There are differences between the two kinds of family size expressed by the adult equivalent scale of energy intake and the population size, respectively. The average household size measured by energy intake was 2.341 standard consumers, while the average household size expressed by population was 3.052 people (Figure 6). The reason for the difference is that the family size expressed by the artificial scale of the standard consumption of energy intake includes the gender and age structure of the family members. However, the assumption behind the total number of family members is that each family member is undifferentiated.

4. Discussion

The important finding is that the energy intake of Chinese elderly over 60 years old shows a trend of first increasing and then decreasing, especially after the age of 65 years. This indicates that with the continuous increase in the proportion of the population over the age of 65 in Chinese cities and towns, it may lead to a great change in the consumption structure of food and nutrition in China, that is, aging promotes a decline in food consumption in Chinese society. As for the impact of aging on the food consumption of Chinese residents, most studies believe that there will be a rapid decline in food consumption after the age of 60, which is called the “Retirement Consumption Puzzle” [43,44]. The reason for the precipitous decline in food consumption is that retirement at the age of 60 leads to a drop in income, which in turn leads to a decline in food consumption. Our results from the energy perspective show that the energy intake level of Chinese elderly over the age of 60 will not decline rapidly but will first have an upward trend. Our analysis shows that with the increase in age, elderly people over 60 years of age increase their health awareness, care more about their health, prefer to buy higher quality and safer food, and increase their energy intake. However, with the further increase in age, the energy intake of people over the age of 65 rapidly declines to very low levels.

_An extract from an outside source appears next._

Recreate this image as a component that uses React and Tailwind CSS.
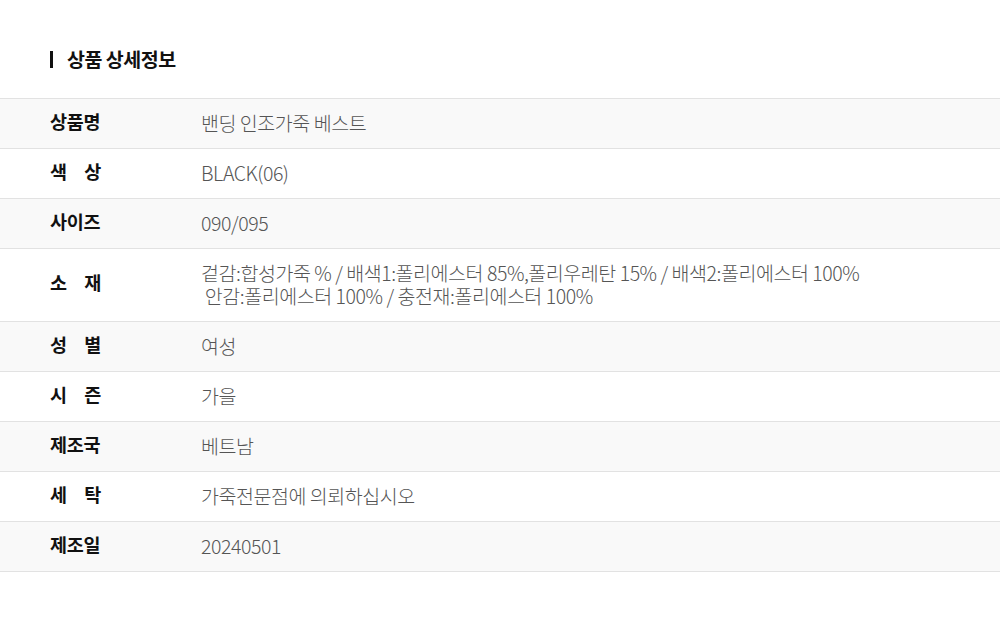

The interesting finding is that the energy intake of children in the age range of 1–10 years, women in the age range of 21–30 years, and women in the age range of 39–49 years all showed a decrease and then an increase. Taking into account the current situation of family development in China, we conclude that with the increase in age, parents’ care for infants and toddlers gradually decreases, leading to a temporary decline in the energy intake of children aged 1–10 years. Changes in energy intake for women in the 21–30- and 39–49-year age ranges are attributed to body management, which reduces energy intake. These results are consistent with the current situation of family development in China. The family planning policy has led to the emergence of a large number of one-child families in China. As a result, one-child families pay more attention to the nutritional needs of infants and children and tend to buy foods that are rich in energy. As a result, infants have a higher energy intake. As children get older, parental care decreases, and children’s energy intake briefly declines.

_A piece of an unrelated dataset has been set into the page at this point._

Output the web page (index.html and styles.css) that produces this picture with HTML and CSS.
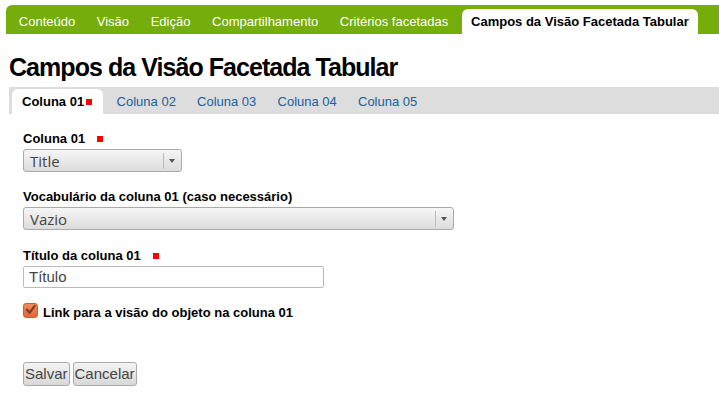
FILE: index.html
```html
<!DOCTYPE html>
<html lang="pt">
<head>
<meta charset="utf-8">
<title>Campos da Visão Facetada Tabular</title>
<link rel="stylesheet" href="styles.css">
</head>
<body>
<nav class="topnav">
  <a class="tnav">Conteúdo</a>
  <a class="tnav">Visão</a>
  <a class="tnav">Edição</a>
  <a class="tnav">Compartilhamento</a>
  <a class="tnav">Critérios facetadas</a>
  <a class="tnav active">Campos da Visão Facetada Tabular</a>
</nav>
<h1 class="title">Campos da Visão Facetada Tabular</h1>
<div class="subtabs">
  <a class="stab active">Coluna 01<span class="req req-tab"></span></a>
  <a class="stab">Coluna 02</a>
  <a class="stab">Coluna 03</a>
  <a class="stab">Coluna 04</a>
  <a class="stab">Coluna 05</a>
</div>
<form class="form">
  <div class="field f1">
    <label class="lbl">Coluna 01<span class="req"></span></label>
    <div class="select sel-small"><span class="sel-text">Title</span><span class="sel-arrow"></span></div>
  </div>
  <div class="field">
    <label class="lbl">Vocabulário da coluna 01 (caso necessário)</label>
    <div class="select sel-wide"><span class="sel-text">Vazio</span><span class="sel-arrow"></span></div>
  </div>
  <div class="field">
    <label class="lbl">Título da coluna 01<span class="req"></span></label>
    <div class="input">Título</div>
  </div>
  <div class="check-row">
    <span class="checkbox"><svg width="14" height="14" viewBox="0 0 14 14"><path d="M3 6.5 L6 10 L11.5 2.5" fill="none" stroke="#7a3a1e" stroke-width="2.2" stroke-linecap="round" stroke-linejoin="round"/></svg></span>
    <span class="check-label">Link para a visão do objeto na coluna 01</span>
  </div>
  <div class="buttons">
    <span class="btn">Salvar</span><span class="btn">Cancelar</span>
  </div>
</form>
</body>
</html>
```
FILE: styles.css
```css
* { box-sizing: border-box; }
body {
  margin: 0;
  background: #fff;
  font-family: "Liberation Sans", Arial, sans-serif;
  font-size: 13px;
  color: #000;
}
.topnav {
  margin: 5px 0 0 6px;
  height: 29px;
  background: #75ad0a;
  border-top-left-radius: 6px;
  display: flex;
  align-items: flex-end;
  padding-left: 2px;
}
.tnav {
  color: #fff;
  padding: 0 10.8px;
  height: 25px;
  line-height: 26px;
  white-space: nowrap;
}
.tnav.active {
  background: #fff;
  color: #000;
  font-weight: bold;
  padding: 0 9px;
  margin-left: 3px;
  border-radius: 6px 6px 0 0;
}
.title {
  margin: 18px 0 0 9px;
  font-size: 25px;
  line-height: 30px;
  font-weight: bold;
  letter-spacing: -0.95px;
}
.subtabs {
  margin: 5px 0 0 9px;
  height: 27px;
  background: #dddddd;
  display: flex;
  align-items: flex-end;
  padding-left: 3px;
}
.stab {
  color: #20609a;
  padding: 0 10.6px;
  height: 25px;
  line-height: 26px;
  white-space: nowrap;
}
.stab.active {
  background: #fff;
  color: #000;
  font-weight: bold;
  padding: 0 10px;
  width: 91px;
  margin-right: 3px;
  border-radius: 6px 6px 0 0;
}
.req {
  display: inline-block;
  width: 6px;
  height: 6px;
  background: #ff0000;
  margin-left: 12px;
  vertical-align: 1px;
}
.req.req-tab { margin-left: 2px; }
.form {
  padding: 17px 0 0 23px;
}
.field { margin-bottom: 18px; }
.field.f1 { margin-bottom: 17px; }
.lbl {
  display: block;
  font-weight: bold;
  line-height: 15px;
  margin-bottom: 3px;
}
.select {
  display: flex;
  align-items: center;
  height: 23px;
  border: 1px solid #aaa;
  border-radius: 3px;
  background: linear-gradient(#f6f6f6, #dcdcdc);
  font-family: "Open Sans", "Noto Sans", sans-serif;
  font-size: 15px;
  color: #444;
}
.sel-small { width: 159px; }
.sel-wide { width: 431px; }
.sel-text { flex: 1; padding-left: 6px; }
.sel-arrow {
  width: 18px;
  height: 16px;
  border-left: 1px solid #bbb;
  position: relative;
}
.sel-arrow::after {
  content: "";
  position: absolute;
  left: 5px;
  top: 6px;
  border-left: 3px solid transparent;
  border-right: 3px solid transparent;
  border-top: 4px solid #555;
}
.input {
  width: 301px;
  height: 22px;
  border: 1px solid #bbb;
  border-radius: 2px;
  padding-left: 5px;
  font-size: 15px;
  line-height: 20px;
  color: #444;
}
.check-row {
  display: flex;
  align-items: center;
  margin-top: -1px;
}
.checkbox {
  width: 15px;
  height: 15px;
  border-radius: 3px;
  background: linear-gradient(#f28a5e, #e0673a);
  border: 1px solid #c9602f;
  display: flex;
  align-items: center;
  justify-content: center;
  margin-top: -6px;
  margin-right: 5px;
}
.checkbox svg { display: block; }
.check-label {
  font-weight: bold;
  line-height: 16px;
}
.buttons {
  margin-top: 41px;
  display: flex;
  gap: 3px;
}
.btn {
  height: 24px;
  border: 1px solid #aaa;
  border-radius: 3px;
  background: linear-gradient(#f4f4f4, #d8d8d8);
  font-size: 15px;
  color: #444;
  line-height: 22px;
  padding: 0 1px;
}
```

The average household size expressed by the adult equivalent scale of energy intake was 2.341 standard persons, and the average household size expressed by the population was 3.052 persons. Compared with the size of the household population, the household size measured by the standard energy consumer contains more information about the sex and age of the household members and has important applications [27]. In view of this advantage, the adult equivalent scale can improve the accuracy of family size measurement and can be more widely applied to the comparison of inter-family welfare and the formulation of the poverty line [45].

The impact of demographic changes on household energy intake cannot be ignored. A series of hypothesis testing results show that all age structure variable parameters are significantly combined, the age structure variable parameters of male and female are significantly combined, and there are differences in adult consumption weights such as the energy intake of males and females at different ages, indicating that the population age structure has a significant impact on family energy intake. The elasticity of the EAES variable representing family population structure on energy intake is 0.446, indicating that the change in population structure representation variable is 1%, and the change in family energy intake is 0.446%. This conclusion implies that with the acceleration of “fewer children and aging”, the differences in energy consumption between men and women, food and nutrition demand forecasts, and simulations should be adjusted accordingly to account for these changes and differences, which will help in the development of food security strategies.

5. Conclusions

The adult equivalence scale established in this study only considers the age change of family members during their life cycle and ignores the influence of family type on family consumption behavior. Different types of families not only have different gender and age compositions of family members but also have different family decision making processes. These differences in family structure characteristics lead to great differences in dietary nutrient intake among families. In the late 1970s, China’s one-child policy led to the emergence of a family structure that is different from other countries, and one-child families have become the main body of urban families in China. Although the recent two adjustments of the two-child policy have pushed China into the “post-one-child era”, the birth policy has an obvious “lag”, and the possible impact of the comprehensive two-child policy will not appear until the two children gradually grow up. Therefore, the effect of the unique change in family structure brought by the one-child policy will exist for a long time. Compared with multi-child nuclear families, one-child families may have a certain uniqueness in their life cycle and consumption behavior because of the limit on the number of children that they are allowed to have. Our findings also show that Chinese families pay special attention to their children’s dietary nutrition. Therefore, in future studies, it is necessary to take into account the particularity of the development of Chinese family structure, pay attention to the differences in dietary nutrition of different types of families and the structural characteristics of one-child families, and establish an adult equivalent scale model that integrates the comprehensive systematic characteristics of individual life cycle and family life cycle.

In this paper, the adult equivalent scale model introduced the population structure representation variable into the consumption function, quantified the impact of household population structure changes on energy intake, and provided a more accurate method for analyzing the impact of family structure, which has enriched empirical research on the impact of population structure changes on consumption to a certain extent. At the same time, the household adult equivalent scale based on energy intake has important practical significance. Family size, expressed on the adult equivalent scale, takes into account differences in the gender and age characteristics of family members, while the assumption behind the total number of family members is that each family member is undifferentiated. Therefore, the energy intake level in a per capita sense can reflect the difference in family population structure by using the equivalent scale of adults in a family. This per capita energy intake can be applied to the comparison of dietary nutrition levels among families in developing countries, as well as to the comparison of welfare among families and the formulation of poverty lines.